Algorithms such as Differentially Private SGD enable training machine
learning models with formal privacy guarantees. However, there is a discrepancy
between the protection that such algorithms guarantee in theory and the
protection they afford in practice. An emerging strand of work empirically
estimates the protection afforded by differentially private training as a
confidence interval for the privacy budget $\varepsilon$ spent on training a
model. Existing approaches derive confidence intervals for $\varepsilon$ from
confidence intervals for the false positive and false negative rates of
membership inference attacks. Unfortunately, obtaining narrow high-confidence
intervals for $\epsilon$ using this method requires an impractically large
sample size and training as many models as samples. We propose a novel Bayesian
method that greatly reduces sample size, and adapt and validate a heuristic to
draw more than one sample per trained model.
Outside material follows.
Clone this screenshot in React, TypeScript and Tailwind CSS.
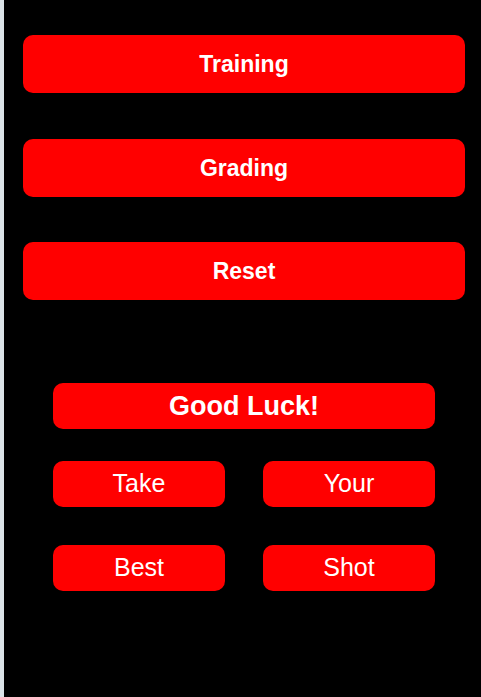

Our Bayesian method exploits the
hypothesis testing interpretation of differential privacy to obtain a posterior
for $\varepsilon$ (not just a confidence interval) from the joint posterior of
the false positive and false negative rates of membership inference attacks.
For the same sample size and confidence, we derive confidence intervals for
$\varepsilon$ around 40% narrower than prior work. The heuristic, which we
adapt from label-only DP, can be used to further reduce the number of trained
models needed to get enough samples by up to 2 orders of magnitude.